Now, we want to point your attention to a distinction which obtains between one set and another set of his requirements. By the former, we are enjoined to practise certain virtues, which, separately from his injunction altogether, are in great demand, and in great reverence, amongst the members of society-such as compassion, and generosity, and justice, and truth; which, independently of the religious sanction they obtain from the law of the Saviour, are in themselves so lovely, and so honourable, and of such good report, that they are ever sure to carry general applause along with them, and thus to combine both the characteristics of our text —that he who in these things serveth Christ, is both acceptable to God, and approved of men.
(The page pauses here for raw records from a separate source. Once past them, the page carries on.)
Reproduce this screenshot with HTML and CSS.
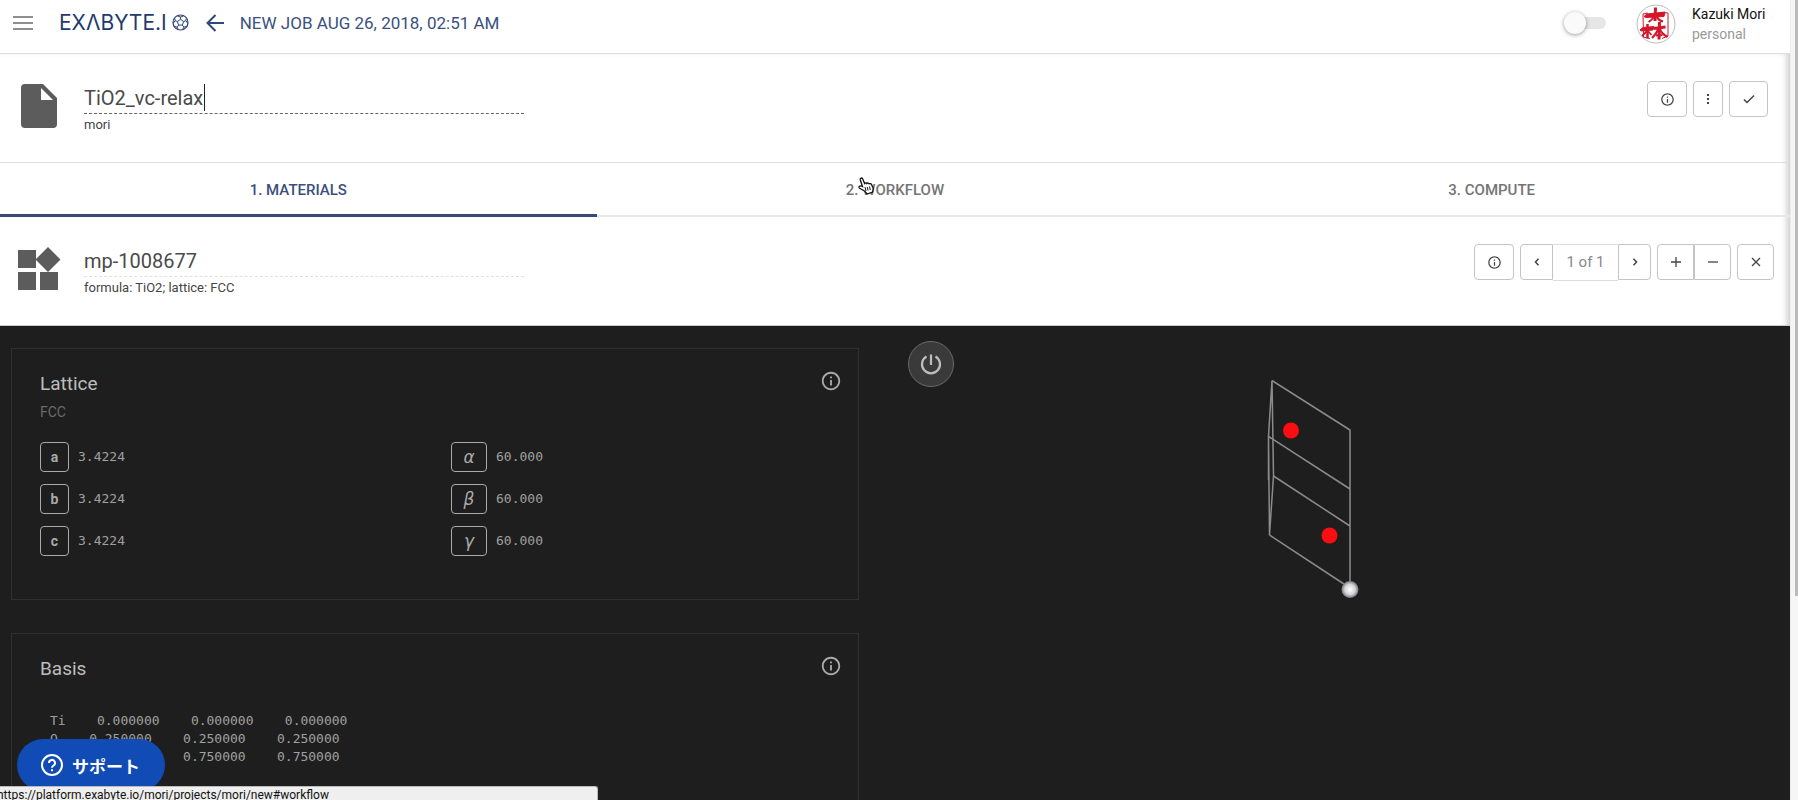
FILE: index.html
```html
<!DOCTYPE html>
<html lang="en">
<head>
<meta charset="utf-8">
<title>New Job - Exabyte.io</title>
<link rel="stylesheet" href="styles.css">
</head>
<body>
<svg class="defs" aria-hidden="true">
  <symbol id="info" viewBox="0 0 24 24"><path d="M11 17h2v-6h-2v6zm1-15C6.480 2 2 6.480 2 12s4.480 10 10 10 10-4.480 10-10S17.520 2 12 2zm0 18c-4.410 0-8-3.590-8-8s3.590-8 8-8 8 3.590 8 8-3.590 8-8 8zM11 9h2V7h-2v2z"/></symbol>
</svg>
<div class="app">
  <header class="topbar">
    <button class="plain menu" aria-label="Menu"><svg width="20" height="14" viewBox="0 0 20 14"><path d="M0 1h20M0 7h20M0 13h20" stroke="#8f8f8f" stroke-width="2"/></svg></button>
    <a class="logo" href="#" aria-label="Exabyte.io"><span>EXΛBYTE.I</span>
      <svg width="17" height="17" viewBox="0 0 17 17" fill="none" stroke="#2c4475"><circle cx="8.500" cy="8.500" r="7.500" stroke-width="1.200"/><path d="M8.500 5.300l3.100 2.200-1.200 3.600H6.600L5.400 7.500zM8.500 5.300V3M11.600 7.500l2.300-.8M10.400 11.100l1.500 2M6.600 11.100l-1.500 2M5.400 7.500l-2.300-.8M5.500 2L8.500 3l3-1M13.900 6.700l.2-2.200M13.900 6.700l1.800 2.600M11.900 13.100l2.800-.6M11.900 13.100l-1.200 2.300M5.100 13.100l1.200 2.300M5.100 13.100l-2.800-.6M3.100 6.700L1.300 9.300M3.100 6.700l-.2-2.200"/></svg></a>
    <button class="plain" aria-label="Back"><svg width="18" height="18" viewBox="0 0 18 18"><path d="M18 9H2M9.500 1L1.500 9l8 8" fill="none" stroke="#2f4a7d" stroke-width="2"/></svg></button>
    <h1>NEW JOB AUG 26, 2018, 02:51 AM</h1>
    <input class="switch" type="checkbox" aria-label="Toggle">
    <svg class="avatar" width="40" height="40" viewBox="0 0 40 40" role="img" aria-label="Avatar">
      <circle cx="20" cy="20" r="19" fill="#fff" stroke="#bbb"/>
      <g fill="none" stroke="#d3162a">
        <path d="M12 9L7 10l.5 23M7 33l7 1.500M26 8.500l6 .5v23l-6 2.500" stroke-width="1"/>
        <path d="M8 12.500l3-2.500 18-2-1 4.500-18 1z" fill="#d3162a" stroke-width="1"/><path d="M19.500 3.500L19 17" stroke-width="3"/><path d="M18 12c-1 3-3 4.500-5.500 6M21 13c1 2 3 4 6 4.500" stroke-width="2"/>
        <path d="M4 26l3-2.500 11-1-1 3.500-12 1z" fill="#d3162a" stroke-width="1"/><path d="M11.500 20v14.500" stroke-width="2.500"/><path d="M11 27l-5 5M12 27l3.500 4" stroke-width="1.800"/>
        <path d="M18 24.500l11.500-1.500" stroke-width="3"/><path d="M23.500 18l-.5 17.500" stroke-width="3"/><path d="M22 25c-1 4-3 6-6 9M24 25c1 4 4 6 7.500 8M20 31.500l6.500-.5" stroke-width="2.200"/>
      </g>
    </svg>
    <div class="user"><strong>Kazuki Mori</strong><span>personal</span></div>
  </header>

  <main>
    <section class="entity job">
      <svg class="entity-icon" width="44" height="48" viewBox="0 0 44 48"><path d="M8 3h18l14 14v26a4 4 0 0 1-4 4H8a4 4 0 0 1-4-4V7a4 4 0 0 1 4-4z" fill="#5c5c5c"/><path d="M24 7v12h12z" fill="#fff"/></svg>
      <div class="naming">
        <input class="name editing" aria-label="Job name" value="TiO2_vc-relax">
        <span class="caret"></span>
        <p>mori</p>
      </div>
      <div class="actions">
        <button class="btn" aria-label="Info"><svg width="15" height="15"><use href="#info"/></svg></button>
        <button class="btn narrow" aria-label="More"><svg width="4" height="12" viewBox="0 0 4 12" fill="#444"><path d="M1 1h2v2H1zM1 5h2v2H1zM1 9h2v2H1z"/></svg></button>
        <button class="btn check" aria-label="Confirm"><svg width="12" height="10" viewBox="0 0 12 10"><path d="M1 5.500L4 8.500 11 1.500" fill="none" stroke="#444" stroke-width="1.500"/></svg></button>
      </div>
    </section>

    <nav class="tabs">
      <a class="active" href="#materials">1. MATERIALS</a>
      <a href="#workflow">2. WORKFLOW
        <svg class="pointer" width="17" height="18" viewBox="0 0 17 18"><path d="M4.500 9.500L2.300 3C1.800 1 4 .3 4.700 2l1.900 4.500c.8-1 2-.8 2.300 0 .8-.8 2-.5 2.300.3.800-.5 2.100-.2 2.300.8l1.500 3.200c.4 1.500-.2 2.500-.4 4.200l-5.500 2-2.600-3C4.500 13 1.500 11.500 1 10.500c-.3-1.500 1.500-2 3.500-1z" fill="#fff" stroke="#111" stroke-width="1.300"/><path d="M7 10l1 4M9.300 10l.8 3.500M11.500 9.500l.8 3.500" stroke="#111"/></svg></a>
      <a href="#compute">3. COMPUTE</a>
    </nav>

    <section class="entity material">
      <svg class="entity-icon" width="44" height="48" viewBox="0 0 44 48" fill="#5c5c5c"><path d="M1 6h18v18H1zM1 28h18v18H1zM23 28h18v18H23zM31 3l12.500 12.500L31 28 18.500 15.500z"/></svg>
      <div class="naming">
        <input class="name" aria-label="Material name" value="mp-1008677">
        <p>formula: TiO2; lattice: FCC</p>
      </div>
      <div class="actions">
        <button class="btn" aria-label="Info"><svg width="15" height="15"><use href="#info"/></svg></button>
        <div class="group pager">
          <button class="btn" aria-label="Previous"><svg width="6" height="8" viewBox="0 0 6 8"><path d="M4.500.800L1.500 4l3 3.200" fill="none" stroke="#444" stroke-width="1.500"/></svg></button>
          <span class="count">1 of 1</span>
          <button class="btn" aria-label="Next"><svg width="6" height="8" viewBox="0 0 6 8"><path d="M1.500.800l3 3.200-3 3.200" fill="none" stroke="#444" stroke-width="1.500"/></svg></button>
        </div>
        <div class="group">
          <button class="btn mid" aria-label="Add"><svg width="10" height="10" viewBox="0 0 10 10"><path d="M5 0v10M0 5h10" stroke="#444" stroke-width="1.300"/></svg></button>
          <button class="btn mid" aria-label="Remove"><svg width="10" height="10" viewBox="0 0 10 10"><path d="M0 5h10" stroke="#444" stroke-width="1.300"/></svg></button>
        </div>
        <button class="btn mid" aria-label="Close"><svg width="10" height="10" viewBox="0 0 10 10"><path d="M1 1l8 8M9 1L1 9" stroke="#444" stroke-width="1.300"/></svg></button>
      </div>
    </section>

    <div class="workspace">
      <div class="panels">
        <section class="panel">
          <div class="panel-head"><h2>Lattice</h2><button class="plain" aria-label="Lattice info"><svg width="22" height="22"><use href="#info"/></svg></button></div>
          <p class="kind">FCC</p>
          <div class="params">
            <dl>
              <dt>a</dt><dd>3.4224</dd>
              <dt>b</dt><dd>3.4224</dd>
              <dt>c</dt><dd>3.4224</dd>
            </dl>
            <dl class="angles">
              <dt>α</dt><dd>60.000</dd>
              <dt>β</dt><dd>60.000</dd>
              <dt>γ</dt><dd>60.000</dd>
            </dl>
          </div>
        </section>
        <section class="panel">
          <div class="panel-head"><h2>Basis</h2><button class="plain" aria-label="Basis info"><svg width="22" height="22"><use href="#info"/></svg></button></div>
<pre>Ti    0.000000    0.000000    0.000000
O    0.250000    0.250000    0.250000
O    0.750000    0.750000    0.750000</pre>
        </section>
      </div>
      <div class="viewer">
        <button class="power" aria-label="Toggle interaction"><svg width="24" height="24" viewBox="0 0 24 24"><path d="M12 2.500V13M7.500 4.500a9 9 0 1 0 9 0" fill="none" stroke="#bdbdbd" stroke-width="2.200"/></svg></button>
        <svg class="cell" viewBox="1223 380 140 230" role="img" aria-label="Unit cell">
          <defs><radialGradient id="ti"><stop offset="0" stop-color="#fff"/><stop offset=".6" stop-color="#d5d5da"/><stop offset="1" stop-color="#777"/></radialGradient></defs>
          <g fill="none" stroke="#8c8c8c" stroke-width="1.500">
            <path d="M1272 380.500L1350 430v159M1268.500 436.500L1350 489M1273.500 476L1350 526M1269.500 535L1350 588"/>
            <path d="M1272 380.500l-3.500 56 1 98.500 4-59zM1268.500 436.500V480"/>
          </g>
          <circle cx="1291" cy="430.500" r="8" fill="#fb0d12"/>
          <circle cx="1329.500" cy="535.500" r="8" fill="#fb0d12"/>
          <circle cx="1350" cy="589.500" r="8.500" fill="url(#ti)"/>
        </svg>
      </div>
    </div>
  </main>
</div>
<div class="scrollbar"><div class="thumb"></div></div>
<button class="support"><svg width="24" height="24" viewBox="0 0 24 24" fill="none" stroke="#fff" stroke-width="2"><circle cx="12" cy="12" r="10"/><path d="M9 10a3 3 0 1 1 4.500 2.500C12.400 13.200 12 13.600 12 14.800M12 16.300v2"/></svg>サポート</button>
<div class="status">https://platform.exabyte.io/mori/projects/mori/new#workflow</div>
</body>
</html>
```
FILE: styles.css
```css
* { box-sizing: border-box; }
body {
  margin: 0;
  height: 100vh;
  overflow: hidden;
  display: flex;
  font-family: Roboto, "Noto Sans CJK JP", sans-serif;
  font-size: 14px;
  color: #444;
  background: #fff;
}
h1, h2, p, dl, dd, pre { margin: 0; font-weight: 400; }
button { font: inherit; color: inherit; cursor: pointer; }
svg { display: block; flex: none; }
.defs { position: absolute; width: 0; height: 0; }
.plain { border: 0; padding: 0; background: none; }
.app { flex: 1; min-width: 0; height: 100vh; overflow: hidden; }

.topbar {
  display: flex;
  align-items: center;
  height: 54px;
  padding: 0 22px 8px 13px;
  border-bottom: 1px solid #ddd;
}
.logo {
  display: flex;
  align-items: center;
  gap: 5px;
  margin: 0 17px 0 26px;
  font-family: Inter, sans-serif;
  font-size: 21px;
  line-height: 24px;
  color: #1f3a70;
  text-decoration: none;
}
.topbar h1 { margin-left: 16px; font-size: 17px; line-height: 24px; color: #3a5080; }
.switch {
  appearance: none;
  position: relative;
  width: 42px;
  height: 12px;
  margin: 0 30px 0 auto;
  border-radius: 6px;
  background: linear-gradient(to right, transparent 12px, #e6e6e6 12px);
}
.switch::before {
  content: "";
  position: absolute;
  left: 0;
  top: -5px;
  width: 22px;
  height: 22px;
  border-radius: 50%;
  background: #fafafa;
  box-shadow: 0 1px 4px rgba(0, 0, 0, .4);
}
.avatar, .user { margin-top: 3px; }
.user { margin-left: 16px; display: grid; min-width: 76px; line-height: 20px; }
.user strong { font-weight: 400; color: #111; }
.user span { color: #999; }

main { box-shadow: inset -6px 0 6px -3px #ccc; }
.entity { display: flex; align-items: flex-start; height: 109px; padding: 27px 22px 0 17px; }
.job { border-bottom: 1px solid #ddd; }
.material { padding-right: 16px; border-bottom: 1px solid #ccc; }
.entity-icon { margin-right: 23px; }
.naming { position: relative; flex: 0 1 440px; }
.name {
  display: block;
  width: 100%;
  height: 33px;
  padding: 2px 0 0;
  border: 0;
  border-bottom: 1px dashed #e0e0e0;
  background: none;
  outline: 0;
  font: 400 20px/30px Roboto, sans-serif;
  color: #4a4a4a;
}
.name.editing { border-bottom-color: #666; }
.caret { position: absolute; left: 120px; top: 3px; width: 1px; height: 27px; background: #222; }
.naming p { font-size: 13px; line-height: 22px; }
.actions { display: flex; gap: 6px; margin-left: auto; }
.btn {
  display: flex;
  align-items: center;
  justify-content: center;
  width: 40px;
  height: 36px;
  padding: 0;
  border: 1px solid #c4c4c4;
  border-radius: 4px;
  background: #fff;
  fill: #444;
}
.btn.narrow { width: 30px; }
.btn.check { width: 39px; }
.btn.mid { width: 37px; }
.group { display: flex; }
.group .btn:first-child { border-radius: 4px 0 0 4px; }
.group .btn:last-child { border-radius: 0 4px 4px 0; }
.pager .btn { width: 33px; }
.count {
  width: 65px;
  border: solid #ddd;
  border-width: 1px 0;
  text-align: center;
  font-size: 15px;
  line-height: 35px;
  color: #888;
}

.tabs { display: grid; grid-template-columns: repeat(3, 1fr); height: 54px; }
.tabs a {
  position: relative;
  padding-top: 3px;
  border-bottom: 2px solid #e8e8e8;
  text-align: center;
  text-decoration: none;
  font-size: 15px;
  font-weight: 500;
  line-height: 48px;
  color: #757575;
}
.tabs .active { border-bottom: 3px solid #344a78; color: #3a5080; }
.pointer { position: absolute; left: 261px; top: 14px; }

.workspace {
  display: grid;
  grid-template-columns: 1fr 1fr;
  min-height: calc(100vh - 326px);
  background: #1e1e1e;
  color: #aaa;
}
.panels { display: grid; align-content: start; gap: 33px; padding: 22px 36px 0 11px; }
.panel { min-height: 252px; padding: 21px 16px 0 28px; border: 1px solid #303030; }
.panel-head { display: flex; justify-content: space-between; align-items: flex-start; fill: #aaa; }
h2 { font-size: 19px; line-height: 28px; color: #bdbdbd; }
.kind { margin-top: 4px; line-height: 20px; color: #6a6a6a; }
.params { display: grid; grid-template-columns: 1fr 1fr; column-gap: 20px; margin-top: 20px; }
dl { display: grid; grid-template-columns: auto 1fr; gap: 12px 9px; line-height: 28px; }
dt {
  width: 29px;
  border: 1px solid #aaa;
  border-radius: 4px;
  text-align: center;
  font-weight: 700;
}
.angles dt { width: 36px; font: italic 400 17px/28px "DejaVu Sans", sans-serif; }
dd, pre { font-family: "DejaVu Sans Mono", monospace; font-size: 13px; color: #a0a0a0; }
dd { line-height: 30px; }
pre { margin: 29px 0 0 10px; line-height: 18px; }
.viewer { display: flex; flex-direction: column; align-items: flex-start; padding: 15px 113px 0 13px; }
.power {
  display: grid;
  place-items: center;
  width: 46px;
  height: 46px;
  padding: 0;
  border: 1px solid #6a6a6a;
  border-radius: 50%;
  background: #3a3a3a;
}
.cell { width: 140px; height: 230px; margin: -7px auto 0; }

.scrollbar { flex: none; width: 8px; padding-left: 4px; background: #f6f6f6; border-left: 1px solid #ececec; }
.thumb { height: 74.500%; background: #bbb; }
.support {
  position: fixed;
  left: 17px;
  bottom: 9px;
  display: flex;
  align-items: center;
  gap: 8px;
  height: 52px;
  padding: 0 25px 0 23px;
  border: 0;
  border-radius: 26px;
  background: #114bb5;
  color: #fff;
  font-family: "Noto Sans CJK JP", sans-serif;
  font-size: 17px;
  font-weight: 700;
}
.status {
  position: fixed;
  left: 0;
  bottom: 0;
  width: 598px;
  height: 14px;
  overflow: hidden;
  border: solid #bbb;
  border-width: 1px 1px 0 0;
  border-top-right-radius: 3px;
  background: #efefef;
  color: #111;
  font-size: 12px;
  line-height: 16px;
  text-indent: -3px;
}
```
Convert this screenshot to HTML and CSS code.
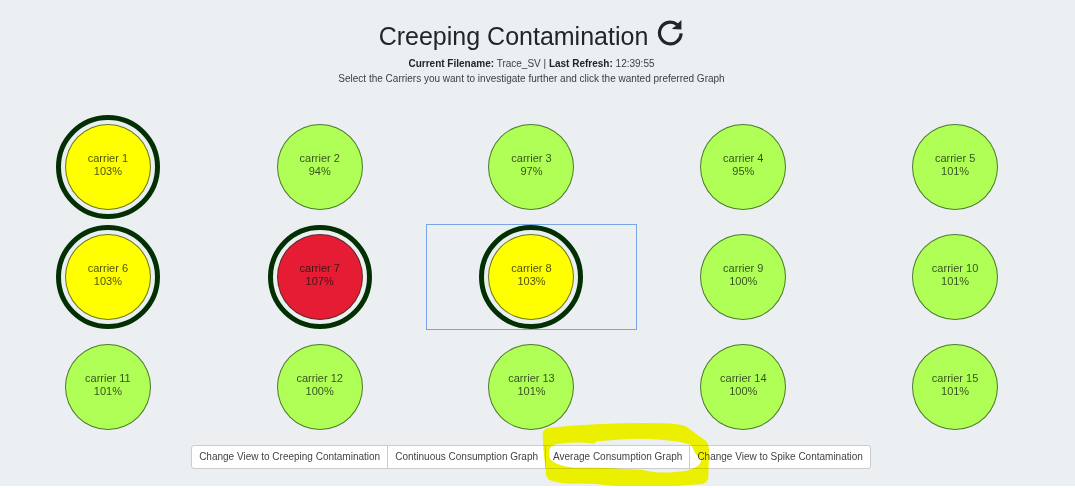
FILE: index.html
```html
<!DOCTYPE html>
<html lang="en">
<head>
<meta charset="utf-8">
<meta name="viewport" content="width=device-width, initial-scale=1">
<title>Creeping Contamination</title>
<link rel="stylesheet" href="styles.css">
</head>
<body>
<main class="page">
  <header class="header">
    <div class="title-row">
      <h1 class="title">Creeping Contamination</h1>
      <button class="refresh" type="button" aria-label="Refresh">
        <svg class="refresh-icon" viewBox="0 0 28 28" width="28" height="28" aria-hidden="true">
          <path d="M21.2 6.7A10.8 10.8 0 1 0 25.1 15.4" fill="none" stroke="#212529" stroke-width="3.2"/>
          <path d="M25.4 2V11.4L16 11Q17 9.5 19.5 8.2L21.8 5.4Z" fill="#212529"/>
        </svg>
      </button>
    </div>
    <p class="line"><b>Current Filename:</b> Trace_SV | <b>Last Refresh:</b> 12:39:55</p>
    <p class="line">Select the Carriers you want to investigate further and click the wanted preferred Graph</p>
  </header>
  <section class="carriers" aria-label="Carriers">
    <button class="carrier" type="button" aria-pressed="true"><span class="ring"><span class="disc warn">carrier 1<br>103%</span></span></button>
    <button class="carrier" type="button" aria-pressed="false"><span class="ring"><span class="disc">carrier 2<br>94%</span></span></button>
    <button class="carrier" type="button" aria-pressed="false"><span class="ring"><span class="disc">carrier 3<br>97%</span></span></button>
    <button class="carrier" type="button" aria-pressed="false"><span class="ring"><span class="disc">carrier 4<br>95%</span></span></button>
    <button class="carrier" type="button" aria-pressed="false"><span class="ring"><span class="disc">carrier 5<br>101%</span></span></button>
    <button class="carrier" type="button" aria-pressed="true"><span class="ring"><span class="disc warn">carrier 6<br>103%</span></span></button>
    <button class="carrier" type="button" aria-pressed="true"><span class="ring"><span class="disc alarm">carrier 7<br>107%</span></span></button>
    <button class="carrier focused" type="button" aria-pressed="true"><span class="ring"><span class="disc warn">carrier 8<br>103%</span></span></button>
    <button class="carrier" type="button" aria-pressed="false"><span class="ring"><span class="disc">carrier 9<br>100%</span></span></button>
    <button class="carrier" type="button" aria-pressed="false"><span class="ring"><span class="disc">carrier 10<br>101%</span></span></button>
    <button class="carrier" type="button" aria-pressed="false"><span class="ring"><span class="disc">carrier 11<br>101%</span></span></button>
    <button class="carrier" type="button" aria-pressed="false"><span class="ring"><span class="disc">carrier 12<br>100%</span></span></button>
    <button class="carrier" type="button" aria-pressed="false"><span class="ring"><span class="disc">carrier 13<br>101%</span></span></button>
    <button class="carrier" type="button" aria-pressed="false"><span class="ring"><span class="disc">carrier 14<br>100%</span></span></button>
    <button class="carrier" type="button" aria-pressed="false"><span class="ring"><span class="disc">carrier 15<br>101%</span></span></button>
  </section>
  <nav class="actions" aria-label="Graphs">
    <button class="action" type="button">Change View to Creeping Contamination</button>
    <button class="action" type="button">Continuous Consumption Graph</button>
    <div class="marked">
      <button class="action" type="button">Average Consumption Graph</button>
      <svg class="marker" viewBox="36 24 504 195" width="168" height="65" aria-hidden="true">
        <path fill="#eef200" fill-rule="evenodd" d="M38 52Q42 40 60 38Q130 31 200 28Q310 22 400 25Q445 26 467 34Q500 58 528 78Q538 88 537 115L535 188Q532 205 510 208Q440 213 380 217Q310 217 250 212Q180 204 120 206Q75 205 55 193Q45 183 48 165Q38 105 38 52ZM57 112Q59 92 77 88Q130 78 192 86L200 79Q270 72 330 71Q390 72 430 78Q468 82 486 93Q495 120 512 132Q517 142 504 152Q480 168 445 170Q400 175 365 170Q325 161 290 163Q250 158 200 158Q145 160 110 155Q75 148 63 135Q56 126 57 112Z"/>
      </svg>
    </div>
    <button class="action" type="button">Change View to Spike Contamination</button>
  </nav>
</main>
</body>
</html>
```
FILE: styles.css
```css
body {
  margin: 0;
  background: #fff;
  color: #212529;
  font: 10px/15px "Liberation Sans", Arial, sans-serif;
}

button {
  font: inherit;
  color: inherit;
  cursor: pointer;
}

.page {
  padding: 18px 14px 17px 2px;
  background: #ebeff2;
}

.header {
  margin-bottom: 28px;
  text-align: center;
}

.title-row {
  display: flex;
  justify-content: center;
  gap: 8px;
  margin-bottom: 2px;
}

.title {
  margin: 0;
  font-size: 25px;
  font-weight: 400;
  line-height: 36px;
}

.refresh {
  height: 28px;
  padding: 0;
  border: 0;
  background: none;
}

.refresh-icon {
  display: block;
}

.line {
  margin: 0;
  color: #3c4043;
}

.line b {
  color: #212529;
}

.carriers {
  display: grid;
  grid-template-columns: repeat(5, 1fr);
  row-gap: 4px;
}

.carrier {
  display: flex;
  justify-content: center;
  padding: 1px;
  border: 0;
  background: none;
  font-size: 11px;
  line-height: 13px;
}

.focused {
  outline: 1px solid #78a5e8;
  outline-offset: -1px;
}

.ring {
  padding: 4px;
  border: 5px solid transparent;
  border-radius: 50%;
}

.carrier[aria-pressed="true"] .ring {
  border-color: #033003;
}

.disc {
  display: flex;
  flex-direction: column;
  justify-content: center;
  box-sizing: border-box;
  width: 86px;
  height: 86px;
  padding-bottom: 4px;
  border: 1px solid rgba(25, 50, 25, 0.65);
  border-radius: 50%;
  background: #b0ff57;
  color: rgba(10, 20, 10, 0.75);
}

.warn {
  background: #ff0;
}

.alarm {
  background: #e51c34;
}

.actions {
  display: flex;
  justify-content: center;
  margin-top: 5px;
}

.action {
  margin-left: -1px;
  padding: 3px 7px 4px;
  border: 1px solid #ccc;
  background: #fff;
  color: #444;
  white-space: nowrap;
}

.action:first-child {
  border-radius: 3px 0 0 3px;
}

.marked .action {
  border-radius: 0;
}

.actions > .action:last-child {
  border-radius: 0 3px 3px 0;
}

.marked {
  display: flex;
  position: relative;
}

.marker {
  position: absolute;
  z-index: 1;
  top: -22px;
  left: -4px;
  mix-blend-mode: darken;
  pointer-events: none;
}
```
But there is another set of requirements, where the will of God, instead of being seconded by the applause of men, is utterly at variance with it. There are some who can admire the generous sacrifices that are made to truth or to friendship, but who, without one opposing scruple, abandon themselves to all the excesses of riot and festivity, and are therefore the last to admire the puritanic sobriety of him whom they cannot tempt to put his chastity or his temperance away from him; though the same God, who bids us lie not one to another, also bids us keep the body under subjection, and to abstain from fleshly lusts, which war against the soul. Again, there are some in whose eyes an unvitiated delicacy looks a beauteous and an interesting spectacle, and an undeviating selfcontrol looks a manly and respectable accomplishment; but who have no taste in themselves, and no admiration in others, for the more direct exercises of religion; and who positively hate the strict and unbending preciseness of those who join in every ordinance, and on every returning night celebrate the praises of God in their family; and that, though the heavenly Lawgiver, who tells us to live righteously and soberly, tells us

also to live godly in the present evil world. And lastly, there are some who have not merely a toleration, but a liking for all the decencies of an established observation; but who, with the homage they pay to sabbaths and to sacraments, nauseate the Christian principle in the supreme and regenerating vitality of its influences; who, under a general religiousness of aspect, are still in fact the children of the world-and therefore hate the children of light in all that is peculiar and essentially characteristic of that high desig nation; who understand not what is meant by having our conversation in heaven; and utter strangers to the separated walk, and the spiritual exercises, and the humble devotedness, and the consecrated affections, of the new creature in Jesus Christ, shrink from them altogether as from the extravagancies of a fanaticism in which they have no share, and with which they can have no sympathy and all this, though the same scripture which prescribes the exercises of household and of public religion, lays claim to an undivided authority over all the desires and affections of the soul; and will admit of no compromise between God and the world; and insists upon an utter

deadness to the one, and a most vehement sensibility to the other; and elevates the standard of loyalty to the Father of our Spirits, to the lofty pitch of loving him with all our strength, and of doing all things to his glory.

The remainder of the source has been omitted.